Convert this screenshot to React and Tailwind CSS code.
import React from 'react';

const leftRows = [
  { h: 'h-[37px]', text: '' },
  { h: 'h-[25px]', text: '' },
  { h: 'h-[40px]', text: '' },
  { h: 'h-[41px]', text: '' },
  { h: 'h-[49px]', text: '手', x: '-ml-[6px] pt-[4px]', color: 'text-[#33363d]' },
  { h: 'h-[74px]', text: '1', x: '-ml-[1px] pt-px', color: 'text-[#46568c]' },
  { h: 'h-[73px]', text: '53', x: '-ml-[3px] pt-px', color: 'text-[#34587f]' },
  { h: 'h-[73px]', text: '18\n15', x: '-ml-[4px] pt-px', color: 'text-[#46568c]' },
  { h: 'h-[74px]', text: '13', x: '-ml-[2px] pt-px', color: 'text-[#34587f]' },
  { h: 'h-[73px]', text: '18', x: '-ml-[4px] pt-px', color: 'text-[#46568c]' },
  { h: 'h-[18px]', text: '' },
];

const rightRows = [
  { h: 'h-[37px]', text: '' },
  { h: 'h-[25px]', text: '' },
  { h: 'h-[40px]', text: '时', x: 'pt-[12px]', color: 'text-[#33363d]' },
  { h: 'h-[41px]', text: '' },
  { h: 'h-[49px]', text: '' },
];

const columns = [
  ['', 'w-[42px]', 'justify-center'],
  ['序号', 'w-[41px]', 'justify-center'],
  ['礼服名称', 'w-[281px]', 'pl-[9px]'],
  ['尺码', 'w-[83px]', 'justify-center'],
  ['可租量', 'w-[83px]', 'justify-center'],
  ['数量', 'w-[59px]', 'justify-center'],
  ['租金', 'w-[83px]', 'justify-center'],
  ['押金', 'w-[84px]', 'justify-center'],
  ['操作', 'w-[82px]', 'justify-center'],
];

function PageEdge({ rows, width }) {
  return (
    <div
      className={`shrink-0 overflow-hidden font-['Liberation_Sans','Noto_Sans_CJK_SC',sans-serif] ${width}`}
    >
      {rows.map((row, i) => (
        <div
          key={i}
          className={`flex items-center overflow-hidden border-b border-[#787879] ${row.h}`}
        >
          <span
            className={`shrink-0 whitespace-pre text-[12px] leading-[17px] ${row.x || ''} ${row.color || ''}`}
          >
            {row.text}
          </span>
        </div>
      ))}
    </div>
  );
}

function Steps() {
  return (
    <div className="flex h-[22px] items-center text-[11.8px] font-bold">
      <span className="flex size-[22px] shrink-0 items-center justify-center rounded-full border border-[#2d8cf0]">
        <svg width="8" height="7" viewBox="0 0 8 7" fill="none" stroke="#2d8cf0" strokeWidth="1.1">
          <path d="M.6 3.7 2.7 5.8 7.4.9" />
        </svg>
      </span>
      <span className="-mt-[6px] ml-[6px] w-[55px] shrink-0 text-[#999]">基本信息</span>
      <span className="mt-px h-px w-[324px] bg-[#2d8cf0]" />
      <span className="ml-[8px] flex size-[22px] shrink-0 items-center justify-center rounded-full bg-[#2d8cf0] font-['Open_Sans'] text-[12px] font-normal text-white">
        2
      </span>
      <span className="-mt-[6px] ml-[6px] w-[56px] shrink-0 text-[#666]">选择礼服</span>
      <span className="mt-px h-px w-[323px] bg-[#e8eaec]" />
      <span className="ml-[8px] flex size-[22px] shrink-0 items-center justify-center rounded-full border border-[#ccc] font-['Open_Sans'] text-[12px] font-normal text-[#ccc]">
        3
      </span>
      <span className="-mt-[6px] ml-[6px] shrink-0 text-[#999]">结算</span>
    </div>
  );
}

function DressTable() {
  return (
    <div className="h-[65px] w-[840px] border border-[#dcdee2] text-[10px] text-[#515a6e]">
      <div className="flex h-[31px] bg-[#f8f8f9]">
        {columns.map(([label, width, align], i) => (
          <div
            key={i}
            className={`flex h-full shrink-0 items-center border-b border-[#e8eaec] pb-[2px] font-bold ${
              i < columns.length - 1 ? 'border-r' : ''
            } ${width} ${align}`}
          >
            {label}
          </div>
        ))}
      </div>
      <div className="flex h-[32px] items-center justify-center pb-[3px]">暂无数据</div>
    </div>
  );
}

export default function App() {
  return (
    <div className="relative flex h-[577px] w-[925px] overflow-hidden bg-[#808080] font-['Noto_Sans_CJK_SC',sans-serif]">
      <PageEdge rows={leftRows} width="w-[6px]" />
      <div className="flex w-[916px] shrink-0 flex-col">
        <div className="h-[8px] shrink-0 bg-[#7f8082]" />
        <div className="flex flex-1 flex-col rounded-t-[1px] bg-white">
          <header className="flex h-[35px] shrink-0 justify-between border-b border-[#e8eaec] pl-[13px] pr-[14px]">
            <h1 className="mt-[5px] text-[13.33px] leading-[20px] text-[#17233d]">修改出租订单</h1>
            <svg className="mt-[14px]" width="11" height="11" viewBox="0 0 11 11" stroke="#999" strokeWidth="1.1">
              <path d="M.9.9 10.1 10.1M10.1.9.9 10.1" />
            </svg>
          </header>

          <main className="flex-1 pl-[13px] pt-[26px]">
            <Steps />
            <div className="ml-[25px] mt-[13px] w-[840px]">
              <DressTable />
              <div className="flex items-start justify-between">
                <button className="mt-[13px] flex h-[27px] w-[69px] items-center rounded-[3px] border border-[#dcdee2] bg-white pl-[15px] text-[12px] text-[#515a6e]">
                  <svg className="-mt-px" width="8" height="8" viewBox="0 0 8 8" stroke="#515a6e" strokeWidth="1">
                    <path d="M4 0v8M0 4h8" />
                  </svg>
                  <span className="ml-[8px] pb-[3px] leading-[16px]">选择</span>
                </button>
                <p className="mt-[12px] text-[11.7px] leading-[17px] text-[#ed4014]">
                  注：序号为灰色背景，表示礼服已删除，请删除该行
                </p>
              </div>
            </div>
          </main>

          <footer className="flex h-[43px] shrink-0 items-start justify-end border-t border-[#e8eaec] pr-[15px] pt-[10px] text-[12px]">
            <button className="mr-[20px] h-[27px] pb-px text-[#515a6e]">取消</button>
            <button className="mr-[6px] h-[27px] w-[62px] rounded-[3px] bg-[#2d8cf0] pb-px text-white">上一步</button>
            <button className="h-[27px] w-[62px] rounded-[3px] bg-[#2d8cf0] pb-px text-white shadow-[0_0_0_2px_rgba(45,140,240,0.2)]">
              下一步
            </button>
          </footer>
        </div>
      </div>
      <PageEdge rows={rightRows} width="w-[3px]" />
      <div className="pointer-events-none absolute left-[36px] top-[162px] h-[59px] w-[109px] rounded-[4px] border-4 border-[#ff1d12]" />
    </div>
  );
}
——
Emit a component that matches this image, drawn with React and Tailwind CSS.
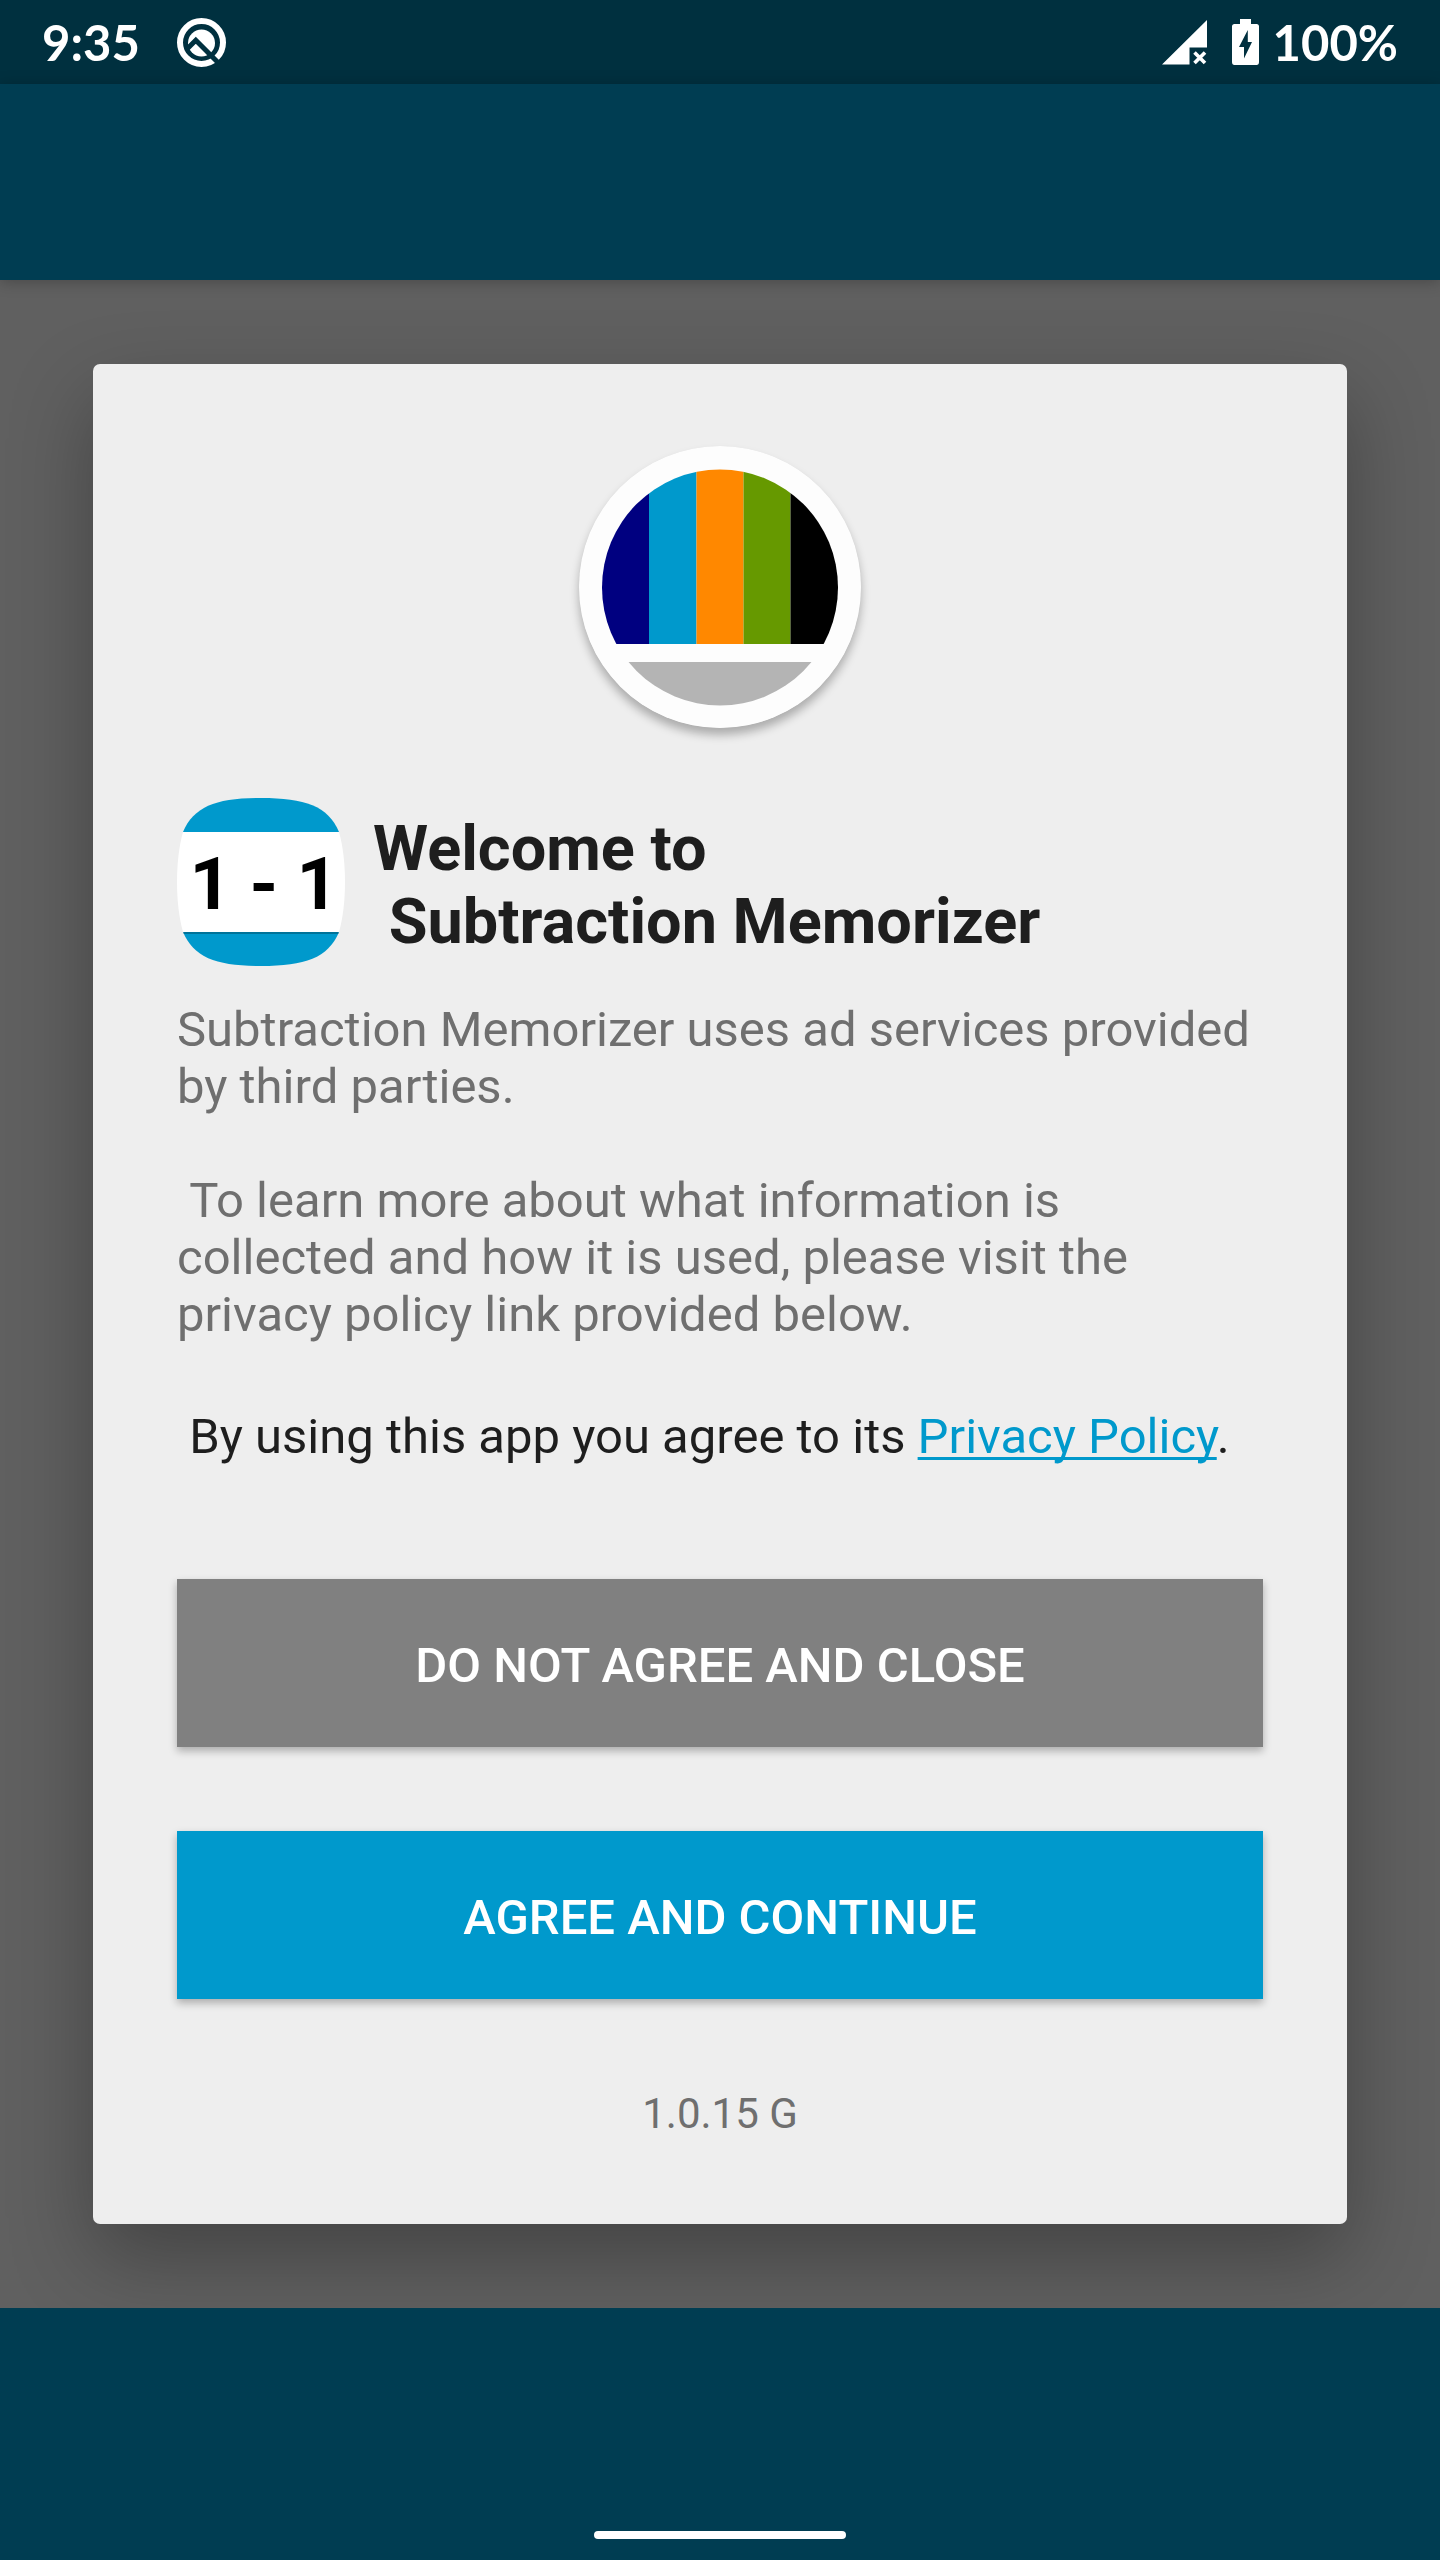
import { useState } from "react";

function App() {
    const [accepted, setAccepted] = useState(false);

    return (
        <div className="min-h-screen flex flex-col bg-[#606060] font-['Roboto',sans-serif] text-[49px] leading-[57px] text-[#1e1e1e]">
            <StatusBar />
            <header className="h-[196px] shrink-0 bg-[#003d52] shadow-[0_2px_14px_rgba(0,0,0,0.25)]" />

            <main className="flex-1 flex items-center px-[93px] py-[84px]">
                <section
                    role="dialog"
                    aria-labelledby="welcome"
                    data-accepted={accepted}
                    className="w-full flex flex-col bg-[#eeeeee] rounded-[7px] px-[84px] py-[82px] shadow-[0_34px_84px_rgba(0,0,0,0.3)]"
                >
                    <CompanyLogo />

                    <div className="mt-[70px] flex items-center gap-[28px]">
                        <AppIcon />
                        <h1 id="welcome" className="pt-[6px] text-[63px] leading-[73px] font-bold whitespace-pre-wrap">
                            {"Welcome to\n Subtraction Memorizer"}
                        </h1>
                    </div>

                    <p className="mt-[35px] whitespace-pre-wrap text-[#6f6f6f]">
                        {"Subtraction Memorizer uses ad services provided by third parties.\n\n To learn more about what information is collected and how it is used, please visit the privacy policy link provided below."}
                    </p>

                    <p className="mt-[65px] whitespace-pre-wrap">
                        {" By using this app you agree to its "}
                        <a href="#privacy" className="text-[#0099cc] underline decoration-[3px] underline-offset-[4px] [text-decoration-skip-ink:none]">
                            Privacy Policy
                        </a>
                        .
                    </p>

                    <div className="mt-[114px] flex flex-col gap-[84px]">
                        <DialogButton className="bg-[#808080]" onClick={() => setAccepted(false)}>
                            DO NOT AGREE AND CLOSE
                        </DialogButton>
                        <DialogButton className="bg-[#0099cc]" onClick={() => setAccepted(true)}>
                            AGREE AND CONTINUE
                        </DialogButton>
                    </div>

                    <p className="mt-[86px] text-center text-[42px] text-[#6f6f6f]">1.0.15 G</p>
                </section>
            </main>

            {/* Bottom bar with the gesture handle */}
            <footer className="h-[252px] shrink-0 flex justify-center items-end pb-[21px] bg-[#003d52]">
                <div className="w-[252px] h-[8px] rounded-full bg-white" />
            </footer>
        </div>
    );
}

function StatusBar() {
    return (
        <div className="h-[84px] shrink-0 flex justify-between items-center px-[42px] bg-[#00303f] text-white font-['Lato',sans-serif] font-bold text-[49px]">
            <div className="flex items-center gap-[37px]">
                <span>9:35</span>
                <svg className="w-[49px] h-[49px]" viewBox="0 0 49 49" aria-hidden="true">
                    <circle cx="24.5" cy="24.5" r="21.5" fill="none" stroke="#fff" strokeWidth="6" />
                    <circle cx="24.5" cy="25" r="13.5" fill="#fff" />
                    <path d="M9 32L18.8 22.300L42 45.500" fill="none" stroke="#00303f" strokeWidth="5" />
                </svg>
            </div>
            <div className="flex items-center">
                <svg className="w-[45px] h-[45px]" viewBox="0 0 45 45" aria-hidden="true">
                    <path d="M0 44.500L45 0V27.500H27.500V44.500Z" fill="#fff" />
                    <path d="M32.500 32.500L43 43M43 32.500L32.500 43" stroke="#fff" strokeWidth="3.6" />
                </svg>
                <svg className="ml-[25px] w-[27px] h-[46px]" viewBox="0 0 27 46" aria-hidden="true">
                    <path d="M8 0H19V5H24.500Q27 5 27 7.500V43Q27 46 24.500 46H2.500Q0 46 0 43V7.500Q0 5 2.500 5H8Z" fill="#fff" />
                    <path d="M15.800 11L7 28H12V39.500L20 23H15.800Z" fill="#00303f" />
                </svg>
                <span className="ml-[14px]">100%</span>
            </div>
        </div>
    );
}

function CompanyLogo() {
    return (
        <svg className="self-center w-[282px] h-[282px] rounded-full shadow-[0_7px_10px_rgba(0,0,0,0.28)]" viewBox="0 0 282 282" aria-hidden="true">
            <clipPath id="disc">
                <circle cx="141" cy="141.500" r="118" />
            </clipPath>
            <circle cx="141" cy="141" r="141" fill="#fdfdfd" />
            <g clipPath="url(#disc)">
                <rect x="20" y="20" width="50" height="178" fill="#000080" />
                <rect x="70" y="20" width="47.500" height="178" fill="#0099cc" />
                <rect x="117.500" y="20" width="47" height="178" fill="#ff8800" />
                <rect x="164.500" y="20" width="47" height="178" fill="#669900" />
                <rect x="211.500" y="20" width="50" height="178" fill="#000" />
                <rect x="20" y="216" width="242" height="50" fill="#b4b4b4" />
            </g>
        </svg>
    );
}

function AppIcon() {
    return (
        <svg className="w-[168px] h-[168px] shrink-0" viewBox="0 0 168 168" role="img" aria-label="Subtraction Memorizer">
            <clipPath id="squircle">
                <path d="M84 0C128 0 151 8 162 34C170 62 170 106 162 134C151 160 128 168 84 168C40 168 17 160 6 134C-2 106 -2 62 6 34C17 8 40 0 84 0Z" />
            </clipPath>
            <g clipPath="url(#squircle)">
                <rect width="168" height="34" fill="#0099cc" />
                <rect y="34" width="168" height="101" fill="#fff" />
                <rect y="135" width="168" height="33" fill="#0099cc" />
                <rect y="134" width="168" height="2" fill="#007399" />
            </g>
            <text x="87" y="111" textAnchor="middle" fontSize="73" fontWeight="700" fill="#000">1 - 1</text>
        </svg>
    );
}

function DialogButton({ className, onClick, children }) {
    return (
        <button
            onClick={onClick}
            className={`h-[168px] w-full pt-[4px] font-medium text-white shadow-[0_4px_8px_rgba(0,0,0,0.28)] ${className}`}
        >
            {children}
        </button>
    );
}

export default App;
——
▸ WORK REQUIRED: Can you give again only the lines between the one containing "Emit a component" and the one containing "<CompanyLogo />", counting both, exactly as they appear and without any pictures?

▸ RESULT OF THIS TASK:
Emit a component that matches this image, drawn with React and Tailwind CSS.
import { useState } from "react";

function App() {
    const [accepted, setAccepted] = useState(false);

    return (
        <div className="min-h-screen flex flex-col bg-[#606060] font-['Roboto',sans-serif] text-[49px] leading-[57px] text-[#1e1e1e]">
            <StatusBar />
            <header className="h-[196px] shrink-0 bg-[#003d52] shadow-[0_2px_14px_rgba(0,0,0,0.25)]" />

            <main className="flex-1 flex items-center px-[93px] py-[84px]">
                <section
                    role="dialog"
                    aria-labelledby="welcome"
                    data-accepted={accepted}
                    className="w-full flex flex-col bg-[#eeeeee] rounded-[7px] px-[84px] py-[82px] shadow-[0_34px_84px_rgba(0,0,0,0.3)]"
                >
                    <CompanyLogo />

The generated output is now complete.